WRITTEN REQUEST
Search the listing below for the string "components" and copy every line where it occurs.

━━━━━━━━━━

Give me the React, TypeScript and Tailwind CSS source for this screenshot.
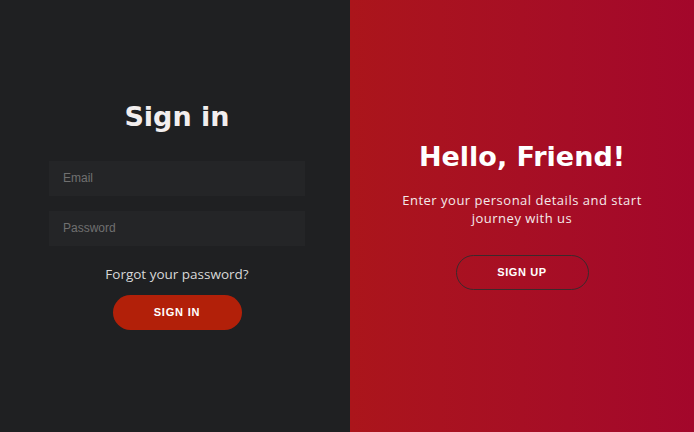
export default function App() {
  return (
    <div className="flex h-[432px] w-[694px] overflow-hidden bg-[#1f2022] font-['Open_Sans',sans-serif]">
      <form className="flex w-[350px] flex-col items-center justify-center bg-[#1f2022] pl-[49px] pr-[45px]">
        <h1 className="mb-[31px] font-['DejaVu_Sans',sans-serif] text-[27px] font-bold leading-none text-[#f2eeee]">
          Sign in
        </h1>
        <input
          className="mb-[15px] h-[35px] w-full bg-[#242527] px-[14px] font-['Liberation_Sans',sans-serif] text-[12px] text-white outline-none placeholder:text-[#707070]"
          placeholder="Email"
          type="email"
        />
        <input
          className="h-[35px] w-full bg-[#242527] px-[14px] font-['Liberation_Sans',sans-serif] text-[12px] text-white outline-none placeholder:text-[#707070]"
          placeholder="Password"
          type="password"
        />
        <a href="#" className="mt-[19px] text-[13.5px] leading-[18px] text-[#d8d8d8]">
          Forgot your password?
        </a>
        <button
          type="submit"
          className="mt-[12px] h-[35px] w-[129px] rounded-full bg-[#b22009] font-['Liberation_Sans',sans-serif] text-[11px] font-bold tracking-[0.8px] text-white"
        >
          SIGN IN
        </button>
      </form>
      <div className="flex flex-1 flex-col items-center justify-center bg-gradient-to-r from-[#ab151b] to-[#a3072b] px-[30px] text-center">
        <h1 className="font-['DejaVu_Sans',sans-serif] text-[27px] font-bold leading-none text-white">
          Hello, Friend!
        </h1>
        <p className="mt-[21px] text-[13px] leading-[18px] tracking-[0.5px] text-[#f4eaea]">
          Enter your personal details and start
          <br />
          journey with us
        </p>
        <button className="mt-[28px] h-[35px] w-[133px] rounded-full border border-[#3b2a2c] font-['Liberation_Sans',sans-serif] text-[11px] font-bold tracking-[0.6px] text-white">
          SIGN UP
        </button>
      </div>
    </div>
  )
}
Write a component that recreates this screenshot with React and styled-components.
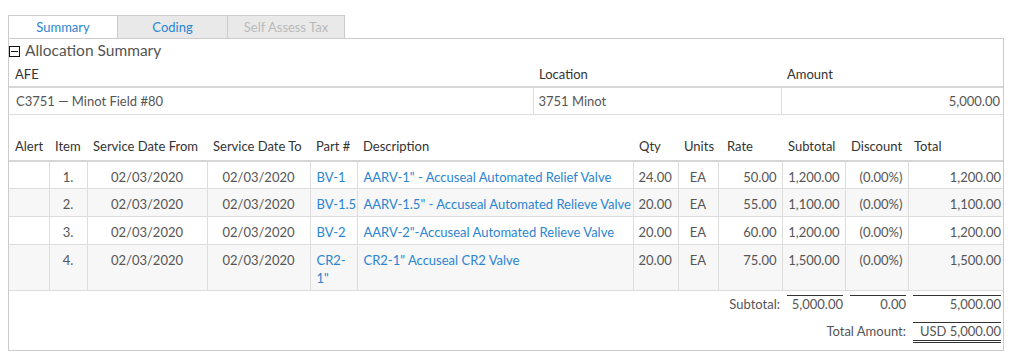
import React from 'react';
import styled, { createGlobalStyle } from 'styled-components';

const GlobalStyle = createGlobalStyle`
  body {
    margin: 8px;
    background: #fff;
    font-family: Lato, "Liberation Sans", sans-serif;
    color: #555;
  }
`;

const Wrapper = styled.div`
  width: 996px;
  padding-top: 7px;
  font-size: 13px;
`;

const Tabs = styled.div`
  display: flex;
  height: 23px;
`;

const Tab = styled.div`
  width: ${(p) => p.width}px;
  box-sizing: border-box;
  border: 1px solid #ccc;
  border-bottom: none;
  margin-left: -1px;
  &:first-child { margin-left: 0; }
  display: flex;
  align-items: center;
  justify-content: center;
  font-size: 13px;
  background: ${(p) => (p.active ? '#fff' : '#e9e9e9')};
  color: ${(p) => (p.disabled ? '#b9b9b9' : '#2a84d2')};
`;

const Panel = styled.div`
  border: 1px solid #ccc;
  height: 313px;
  box-sizing: border-box;
`;

const SectionHeader = styled.div`
  display: flex;
  align-items: center;
  gap: 5px;
  height: 22px;
  font-size: 15.5px;
  color: #555;
`;

const CollapseIcon = styled.span`
  width: 9px;
  height: 9px;
  border: 1px solid #111;
  position: relative;
  margin-top: 3px;
  &::after {
    content: '';
    position: absolute;
    left: 1px;
    right: 1px;
    top: 4px;
    height: 1px;
    background: #111;
  }
`;

const Table = styled.table`
  width: 100%;
  border-collapse: collapse;
  table-layout: fixed;
  margin-top: ${(p) => p.gap || 0}px;
`;

const Th = styled.th`
  text-align: left;
  font-weight: normal;
  font-size: 13px;
  color: #333;
  padding: 0 6px;
  height: ${(p) => p.h || 25}px;
  border-bottom: 2px solid #d6d6d6;
  white-space: nowrap;
`;

const Td = styled.td`
  height: ${(p) => p.h || 27}px;
  padding: ${(p) => (p.top ? '6px 5px 0' : '0 5px')};
  vertical-align: ${(p) => (p.top ? 'top' : 'middle')};
  text-align: ${(p) => p.align || 'left'};
  border-bottom: 1px solid #ddd;
  border-left: 1px solid #ddd;
  box-sizing: border-box;
  line-height: 18px;
  &:first-child { border-left: none; }
`;

const PartCell = styled(Td)`
  padding-left: 6px;
  padding-right: 0;
  white-space: pre-line;
`;

const DescCell = styled(Td)`
  padding-left: 6px;
  white-space: nowrap;
`;

const Row = styled.tr`
  background: ${(p) => (p.alt ? '#f7f7f7' : '#fff')};
`;

const Link = styled.span`
  color: #2a84d2;
`;

const FootCell = styled.td`
  text-align: right;
  padding: 4px 2px 0 5px;
  height: ${(p) => p.h || 27}px;
  box-sizing: border-box;
  vertical-align: top;
  white-space: nowrap;
`;

const Figure = styled.div`
  border-top: 1px solid #333;
  line-height: 16px;
  ${(p) => p.double && 'border-bottom: 3px double #333; padding-bottom: 1px;'}
`;

const Label = styled.div`
  padding-top: 1px;
  line-height: 16px;
`;

const items = [
  { n: '1.', part: 'BV-1', desc: 'AARV-1" - Accuseal Automated Relief Valve', qty: '24.00', rate: '50.00', sub: '1,200.00', total: '1,200.00' },
  { n: '2.', part: 'BV-1.5', desc: 'AARV-1.5" - Accuseal Automated Relieve Valve', qty: '20.00', rate: '55.00', sub: '1,100.00', total: '1,100.00' },
  { n: '3.', part: 'BV-2', desc: 'AARV-2"-Accuseal Automated Relieve Valve', qty: '20.00', rate: '60.00', sub: '1,200.00', total: '1,200.00' },
  { n: '4.', part: 'CR2-\n1"', desc: 'CR2-1" Accuseal CR2 Valve', qty: '20.00', rate: '75.00', sub: '1,500.00', total: '1,500.00', tall: true },
];

const cols = [40, 38, 120, 103, 47, 276, 45, 40, 64, 63, 63, 95];

export default function App() {
  return (
    <Wrapper>
      <GlobalStyle />
      <Tabs>
        <Tab width={110} active>Summary</Tab>
        <Tab width={111}>Coding</Tab>
        <Tab width={118} disabled>Self Assess Tax</Tab>
      </Tabs>
      <Panel>
        <SectionHeader>
          <CollapseIcon />
          Allocation Summary
        </SectionHeader>
        <Table>
          <colgroup>
            <col style={{ width: 524 }} />
            <col style={{ width: 248 }} />
            <col />
          </colgroup>
          <thead>
            <tr>
              <Th>AFE</Th>
              <Th>Location</Th>
              <Th>Amount</Th>
            </tr>
          </thead>
          <tbody>
            <tr>
              <Td style={{ paddingLeft: 7 }}>C3751 — Minot Field #80</Td>
              <Td>3751 Minot</Td>
              <Td align="right" style={{ paddingRight: 3 }}>5,000.00</Td>
            </tr>
          </tbody>
        </Table>
        <Table gap={18}>
          <colgroup>
            {cols.map((w, i) => (
              <col key={i} style={{ width: w }} />
            ))}
          </colgroup>
          <thead>
            <tr>
              <Th h={27}>Alert</Th>
              <Th h={27}>Item</Th>
              <Th h={27}>Service Date From</Th>
              <Th h={27}>Service Date To</Th>
              <Th h={27}>Part #</Th>
              <Th h={27}>Description</Th>
              <Th h={27}>Qty</Th>
              <Th h={27}>Units</Th>
              <Th h={27} style={{ paddingLeft: 9 }}>Rate</Th>
              <Th h={27}>Subtotal</Th>
              <Th h={27}>Discount</Th>
              <Th h={27}>Total</Th>
            </tr>
          </thead>
          <tbody>
            {items.map((it, i) => (
              <Row key={it.n} alt={i % 2 === 1}>
                <Td top h={it.tall ? 46 : 28} />
                <Td top align="center">{it.n}</Td>
                <Td top align="center">02/03/2020</Td>
                <Td top align="center">02/03/2020</Td>
                <PartCell top><Link>{it.part}</Link></PartCell>
                <DescCell top><Link>{it.desc}</Link></DescCell>
                <Td top>{it.qty}</Td>
                <Td top align="center">EA</Td>
                <Td top align="right">{it.rate}</Td>
                <Td top align="right">{it.sub}</Td>
                <Td top align="right">(0.00%)</Td>
                <Td top align="right" style={{ paddingRight: 2 }}>{it.total}</Td>
              </Row>
            ))}
          </tbody>
          <tfoot>
            <tr>
              <FootCell colSpan={9}><Label>Subtotal:</Label></FootCell>
              <FootCell><Figure>5,000.00</Figure></FootCell>
              <FootCell><Figure>0.00</Figure></FootCell>
              <FootCell><Figure>5,000.00</Figure></FootCell>
            </tr>
            <tr>
              <FootCell colSpan={11} h={28}><Label>Total Amount:</Label></FootCell>
              <FootCell h={28}><Figure double>USD 5,000.00</Figure></FootCell>
            </tr>
          </tfoot>
        </Table>
      </Panel>
    </Wrapper>
  );
}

━━━━━━━━━━

TASK OUTPUT
Write a component that recreates this screenshot with React and styled-components.
import styled, { createGlobalStyle } from 'styled-components';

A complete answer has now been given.